I taped Checkpoint when Channel 4 screened it one afternoon earlier
this year (2006) and quite enjoyed it.
A man, O'Donovan breaks into a car factory to steal some plans for new models of racing cars to ensure his company wins the forthcoming race. But things go wrong and gets spotted resulting in him killing a security guard and several coppers who were sent to see what was going on at the factory after an alarm was triggered. The factory then catches fire. Later, O'Donovan enters the race himself and threatens his driver with a gun and both end up in a cliff hanging position, literally...
This movie contains some great Italian scenery and nice to see some classic cars too.
A great cast: Stanley Baker (Zulu) as O'Donovan, James Robertson Justice (Mobey Dick, Chitty Chitty Bang Bang), Anthony Steel, Maurice Denham, Odile Versois, Michael Medwin and Anne Heywood.

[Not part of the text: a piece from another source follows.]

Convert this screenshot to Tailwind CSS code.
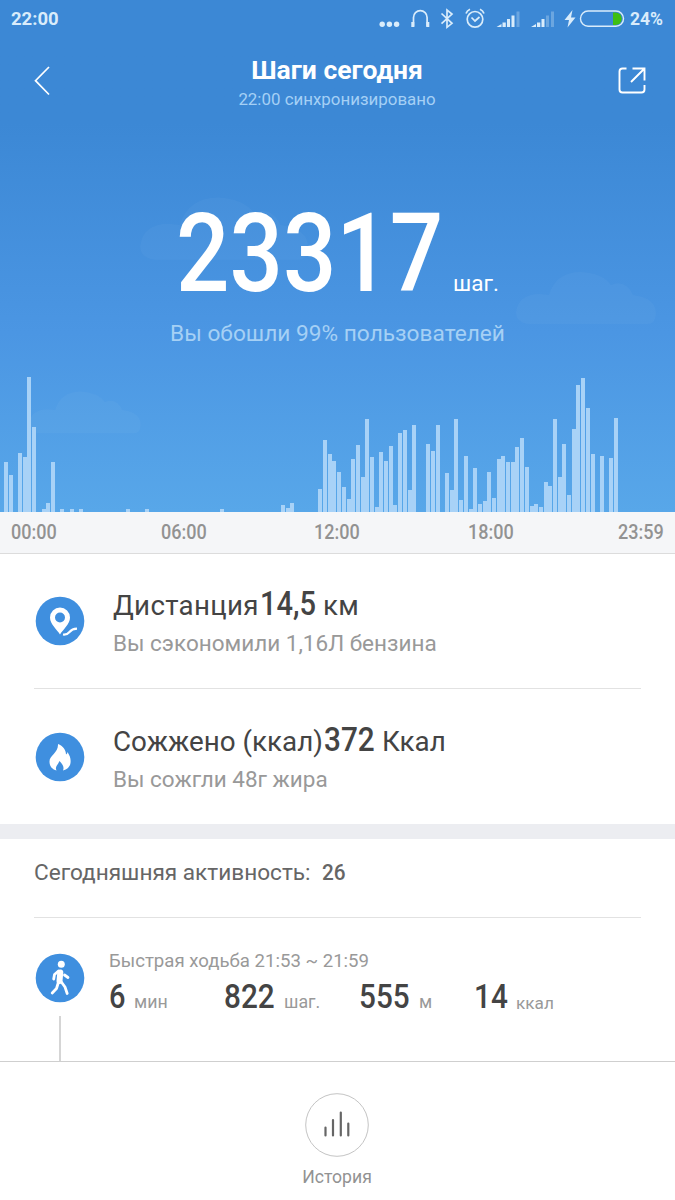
<!DOCTYPE html>
<html lang="ru">

<head>
    <meta charset="UTF-8">
    <title>Шаги сегодня</title>
    <script src="https://cdn.jsdelivr.net/npm/@tailwindcss/browser@4"></script>
</head>

<body class="bg-white w-[675px] h-[1200px] overflow-hidden font-['Roboto',sans-serif] leading-none whitespace-nowrap text-[#444]">

    <section class="relative h-[512px] bg-linear-to-b from-[#3c88d5] from-24% via-[#4b96e3] via-65% to-[#58a7e9] text-white">

        <!-- clouds -->
        <svg class="absolute inset-0" width="675" height="512" fill="#fff" fill-opacity="0.03">
            <path id="cloud" d="M528 324Q516 322 516 313Q518 294 540 294L549 295Q556 272 581 272Q602 273 611 285Q625 279 633 295Q656 298 656 314Q655 324 648 324Z" />
            <use href="#cloud" transform="translate(-479 -129) scale(1.2)" />
            <use href="#cloud" transform="translate(-384 174) scale(.8)" />
        </svg>

        <div class="relative flex justify-between h-[38px] pl-[11px] pr-3 text-[#d9ecfb]">
            <span class="pt-[10px] text-[18.5px] font-bold">22:00</span>
            <div class="flex">
                <svg width="251" height="38" fill="none" stroke="#d9ecfb" stroke-width="1.7">
                    <g fill="#d9ecfb" stroke="none">
                        <circle cx="3.2" cy="24.3" r="2.7" />
                        <circle cx="10.4" cy="24.3" r="2.7" />
                        <circle cx="17.6" cy="24.3" r="2.7" />
                    </g>
                    <path d="M34.5 26.5V17.5a6.8 6.8 0 0 1 13.6 0V26.5" />
                    <path d="M33.8 22v5M48.8 22v5" stroke-width="3" />
                    <path d="M62.5 13.5l10.5 9.8-5 4V10l5 4-10.5 9.7" />
                    <circle cx="96" cy="19.3" r="7.8" />
                    <path d="M92.5 17.5l3.5 3.5 4.5-4M87 13.5q1-3 4-4.3M105 13.5q-1-3-4-4.3" />
                    <g fill="#d9ecfb" stroke="none">
                        <path d="M117.5 27l5-3v3zM123.5 22.5h3.3V27h-3.3zM128 19h3v8h-3zM132.5 15.5h3V27h-3z" />
                        <path d="M137.5 11.5h3V27h-3z" opacity=".3" />
                        <path d="M152 27l5-3v3zM158 22.5h3.3V27H158zM162.5 19h3v8h-3z" />
                        <path d="M167 15.5h3V27h-3zM172 11.5h3V27h-3z" opacity=".3" />
                        <path d="M193.5 10l-8 10h4.5l-1.5 7.5 8-10h-4.5z" />
                    </g>
                    <path d="M234 12.500h2.500a6 6 0 0 1 0 12.500H234z" fill="#3fbf12" stroke="none" />
                    <rect x="201.5" y="11" width="43" height="15.3" rx="7.6" stroke-width="1.4" />
                </svg>
                <span class="pt-[11px] text-[17.5px] font-bold">24%</span>
            </div>
        </div>

        <div class="relative flex justify-between h-[89px]">
            <svg class="mt-7 ml-8" width="24" height="32" fill="none" stroke="#fff" stroke-width="1.7">
                <path d="M17 1L3.5 14.7 17 28.5" />
            </svg>
            <div class="pt-[19px] text-center">
                <h1 class="text-[26.5px] font-bold">Шаги сегодня</h1>
                <p class="mt-[7px] text-[16.9px] text-[#a5d0f5]">22:00 синхронизировано</p>
            </div>
            <svg class="mt-[29px] mr-7" width="29" height="30" fill="none" stroke="#fff" stroke-width="1.9">
                <path d="M8.5 1.5H4.5q-3 0-3 3v18q0 3 3 3h19q3 0 3-3v-4.5M14.5 1.5h12v12M26.5 1.5L13 15" />
            </svg>
        </div>

        <div class="relative flex items-baseline mt-[72px] ml-[176px] h-[110px]">
            <span class="w-[277px] text-[110px] font-medium"><span class="inline-block origin-left scale-x-[.855]">23317</span></span>
            <span class="text-[22.5px]">шаг.</span>
        </div>
        <p class="relative mt-[14px] text-center text-[22.7px] text-[#a5d0f5]">Вы обошли 99% пользователей</p>

        <svg id="chart" class="absolute bottom-0 left-0" width="675" height="140" fill="#a8d2f7"></svg>
    </section>

    <div class="flex justify-between h-[42px] px-[11px] pt-[10px] bg-[#f5f6f8] border-b border-[#dcdcdc] text-[20.5px] leading-[21px] font-medium text-[#929292]">
        <span class="w-[46px]"><span class="block origin-left scale-x-[.88]">00:00</span></span>
        <span class="w-[46px] ml-[-4px]"><span class="block origin-left scale-x-[.88]">06:00</span></span>
        <span class="w-[46px]"><span class="block origin-left scale-x-[.88]">12:00</span></span>
        <span class="w-[46px] mr-[-3px]"><span class="block origin-left scale-x-[.88]">18:00</span></span>
        <span class="w-[46px]"><span class="block origin-left scale-x-[.88]">23:59</span></span>
    </div>

    <section class="px-[34px]">
        <div class="flex h-[135px] border-b border-[#e2e2e2]">
            <svg class="mt-[42px] ml-px mr-7" width="50" height="50">
                <circle cx="25" cy="25" r="24.3" fill="#3f8fdf" />
                <path d="M25 38.5c-3-5-10-10.5-10-17a10 10 0 0 1 20 0c0 6.5-7 12-10 17zM25 16.5a5 5 0 1 0 0 10 5 5 0 0 0 0-10z" fill="#fff" fill-rule="evenodd" />
                <path d="M28 38.5q4 .5 6.5-2.5t7.500-3.300" fill="none" stroke="#fff" stroke-width="2.2" />
            </svg>
            <div>
                <div class="flex items-baseline h-[52px] pt-[33px] text-[27.7px] tracking-[.3px]"><span class="w-[147px]">Дистанция</span><b class="w-[63px] text-[33px] tracking-normal font-medium"><span class="inline-block origin-left scale-x-[.88]">14,5</span></b>км</div>
                <p class="mt-[26px] text-[22.5px] text-[#999]">Вы сэкономили 1,16Л бензина</p>
            </div>
        </div>
        <div class="flex h-[135px]">
            <svg class="mt-[43px] ml-px mr-7" width="50" height="50">
                <circle cx="25" cy="25" r="24.3" fill="#3f8fdf" />
                <path d="M23 12c5 2 8 6 8 10.500q1.500-1 1.500-2.500c2.500 4 3.500 7 3 11-.6 4-3.500 6.500-7.500 7.500 1.500-4-.5-6-3.500-9.500-1.500 4-5 5.500-3 9.500-4-1-7-4-7-9 0-6.500 9-8.500 8.500-17.500z" fill="#fff" />
            </svg>
            <div>
                <div class="flex items-baseline h-[52px] pt-[34px] text-[27.8px]"><span class="w-[211px]">Сожжено (ккал)</span><b class="w-[58px] text-[33px] font-medium"><span class="inline-block origin-left scale-x-[.9]">372</span></b>Ккал</div>
                <p class="mt-[27px] text-[22.5px] text-[#999]">Вы сожгли 48г жира</p>
            </div>
        </div>
    </section>

    <div class="h-[15px] bg-[#ecedf1]"></div>

    <section class="h-[223px] px-[34px] border-b border-[#cfcfcf]">
        <div class="flex h-[79px] pt-[23px] border-b border-[#e2e2e2] text-[22.6px] text-[#666]">Сегодняшняя активность:<span class="ml-[11px] font-medium origin-left scale-x-[.92]">26</span></div>
        <div class="flex">
            <div class="mt-[35px] ml-px w-[50px]">
                <svg width="50" height="50">
                    <circle cx="25" cy="25" r="24.3" fill="#3f8fdf" />
                    <circle cx="26.3" cy="11.3" r="3.5" fill="#fff" />
                    <path d="M25.3 19.5l-.8 8.5" stroke="#fff" stroke-width="6" stroke-linecap="round" />
                    <g fill="none" stroke="#fff" stroke-width="2.8" stroke-linecap="round" stroke-linejoin="round">
                        <path d="M23.5 18l-4 3.500-.8 4.500M29.500 22l3.500 2.500M23.500 29l-2 6.500-4.300 4.500M26 28.500l4 5.500 2.200 6.500" />
                    </g>
                </svg>
                <div class="mt-[13px] ml-6 h-[45px] w-[2px] bg-[#d5d5d5]"></div>
            </div>
            <div class="ml-6">
                <p class="mt-[34px] text-[18.6px] text-[#999]">Быстрая ходьба 21:53 ~ 21:59</p>
                <div class="flex items-baseline mt-[9px] text-[17.8px] text-[#999]">
                    <b class="w-[25px] text-[33px] font-medium text-[#444]"><span class="inline-block origin-left scale-x-[.88]">6</span></b><span class="w-[90px]">мин</span>
                    <b class="w-[60px] text-[33px] font-medium text-[#444]"><span class="inline-block origin-left scale-x-[.9]">822</span></b><span class="w-[75px]">шаг.</span>
                    <b class="w-[60px] text-[33px] font-medium text-[#444]"><span class="inline-block origin-left scale-x-[.9]">555</span></b><span class="w-[55px]">м</span>
                    <b class="w-[42px] text-[33px] font-medium text-[#444]"><span class="inline-block origin-left scale-x-[.9]">14</span></b><span class="relative top-px text-[17.2px]">ккал</span>
                </div>
            </div>
        </div>
    </section>

    <footer class="flex flex-col items-center pt-[31px] pr-px text-[#929292]">
        <svg width="64" height="64" fill="none">
            <circle cx="32" cy="32" r="31.3" stroke="#c4c4c4" />
            <path d="M20.5 34.5v8M28 27V42.5M35.8 19.5V42.5M43.3 30.5V42.5" stroke="#666" stroke-width="2.2" stroke-linecap="round" />
        </svg>
        <span class="mt-3 text-[17.6px]">История</span>
    </footer>

</body>

</html>


<script>

    // one value per ten minutes, starting at midnight
    var steps = [
        50, 37, 0, 59, 55, 135, 85, 0, 3, 9, 50, 0, 3, 0, 3, 0, 3, 0, 0, 0, 0, 0, 0, 0,
        0, 0, 3, 0, 0, 0, 3, 0, 0, 0, 0, 0, 0, 0, 0, 0, 0, 0, 0, 0, 0, 0, 3, 0,
        0, 0, 0, 0, 0, 0, 0, 0, 0, 0, 0, 7, 4, 9, 0, 0, 0, 0, 0, 23, 72, 58, 51, 40,
        25, 13, 53, 67, 35, 93, 55, 5, 60, 51, 66, 7, 79, 82, 22, 87, 0, 0, 68, 61, 87, 0, 39, 22,
        93, 12, 56, 3, 44, 8, 11, 40, 14, 53, 56, 50, 50, 65, 74, 45, 6, 8, 5, 30, 26, 93, 35, 68,
        17, 83, 127, 134, 104, 58, 0, 56, 0, 54, 94
    ];

    var chart = document.getElementById("chart");
    steps.forEach((height, slot) => {
        if (height === 0) return;
        var bar = document.createElementNS("http://www.w3.org/2000/svg", "rect");
        bar.setAttribute("x", Math.round(4 + slot * 4.692));
        bar.setAttribute("y", 140 - height);
        bar.setAttribute("width", 4);
        bar.setAttribute("height", height);
        chart.appendChild(bar);
    });

</script>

Watch out for Checkpoint in TV listings, doesn't seem to have been released on video or DVD anywhere. A treat.
Rating: 3 stars out of 5.
*** This review may contain spoilers ***
There is a lot to like about this film, particularly if you're a fan of motor racing and cinematography. Beautiful costume, wonderful settings and terrific cars all shot in sumptuous colour. Stanley Baker and James Robertson Justice adding more than a little gravitas to roles thinner than a ten-bob note, but even though they're backed up by the talents of Odile Versois and Maurice Denham amongst others, they are unable to drag your attention from a plot so ludicrous that even 'Boys Own' would have rejected it. Anthony Steel has top billing, but the troubles that had begun to dog him off-screen translate into a performance that barely registers and one wonders if there were major changes in the story and script to accommodate his fall from grace. The film is quite an enjoyable romp and definitely worth watching, even if it's just for a glimpse of such obscure cars as the Fairthorpe Atom and Isocarro Furgone!